Des vallées propices pour des crues torrentielles intenses
La pente conditionne l’énergie de l’écoulement d’une rivière, c’est-à-dire sa capacité à remobiliser et transporter des sédiments présents dans le lit ou dans la végétation présente sur les berges. La Tinée, la Vésubie et la Roya sont des cours d'eau à très forte pente, généralement supérieures à 4 % et pouvant atteindre 10 % sur de longs linéaires en amont des bassins versants.
Outre la pente, la largeur des vallées a également constitué un facteur déterminant. Les 3 vallées sont marquées par une certaine étroitesse, avec notamment de nombreux secteurs en gorge ne dépassant que rarement 50 mètres. Les cours d’eau y sont contraints latéralement et s’écoulent directement sur le « lit rocheux ». Sur ces secteurs, les possibilités de dissipation de l’énergie des eaux chargées en sédiments sont donc très réduites. À la faveur de secteurs plus évasés des vallées, cette dissipation a pu se faire, générant des dépôts de matériaux importants, qui ont favorisé à leur tour les débordements et un élargissement majeur du lit des cours d’eau.

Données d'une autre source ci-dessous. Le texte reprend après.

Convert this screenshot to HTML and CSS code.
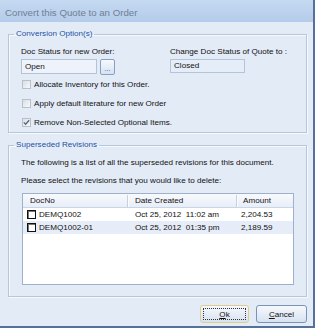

Un bouleversement de la morphologie des cours d’eau
La Vésubie, la Tinée et la Roya sont passées d’un chenal unique étroit et sinueux avant la crue, à un réseau de bras multiples au sein d’un large espace constitué de sédiments après la crue, caractéristique des cours d’eau dits « en tresses ». D’une manière générale, les lits ont vu leur largeur multipliée par 5, voire par 10 sur certains tronçons. Ce changement résulte notamment de la très forte intensité du transport sédimentaire lors de la crue. Les rivières dissipent naturellement leur énergie en « transportant des sédiments ». En ayant beaucoup d’énergie, elles ont naturellement transporté énormément de sédiments.

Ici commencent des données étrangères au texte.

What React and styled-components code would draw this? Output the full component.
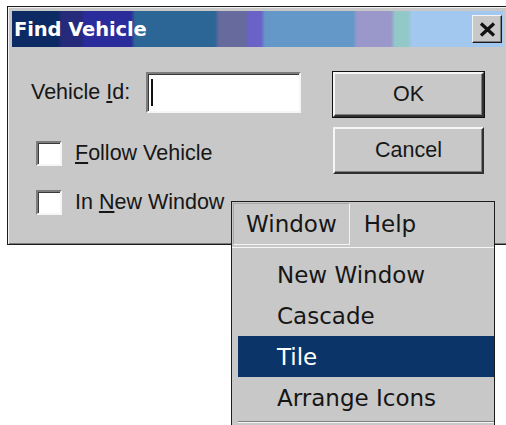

Les vastes dépôts sédimentaires observés dans les fonds de vallées proviennent en partie des versants, soumis à d’intenses processus d’érosion : ravinements, effondrements et glissements de terrain. Mais ces sédiments sont surtout issus de la remobilisation des très importantes quantités d’alluvions déjà présentes dans les fonds de vallées, stabilisées sous la forêt alluviale et donc invisibles avant la crue. La mémoire de l’espace nécessaire au fonctionnement naturel du cours d’eau se perd et se redécouvre à l’occasion des crues majeures.
Les glissements de terrain ont localement contribué à accroitre la quantité de sédiments dans les fonds de vallée
(Source : orthophotos IGN).
Le 2 octobre 2020, la puissance des écoulements a rapidement “arraché” la protection végétale des versants comme des fonds de vallées, comme en témoigne l’importante quantité de bois morts observée suite à la crue, dans les rivières et jusqu’au littoral. Une fois cette végétation partie, le stock sédimentaire sous-jacent a été remobilisé.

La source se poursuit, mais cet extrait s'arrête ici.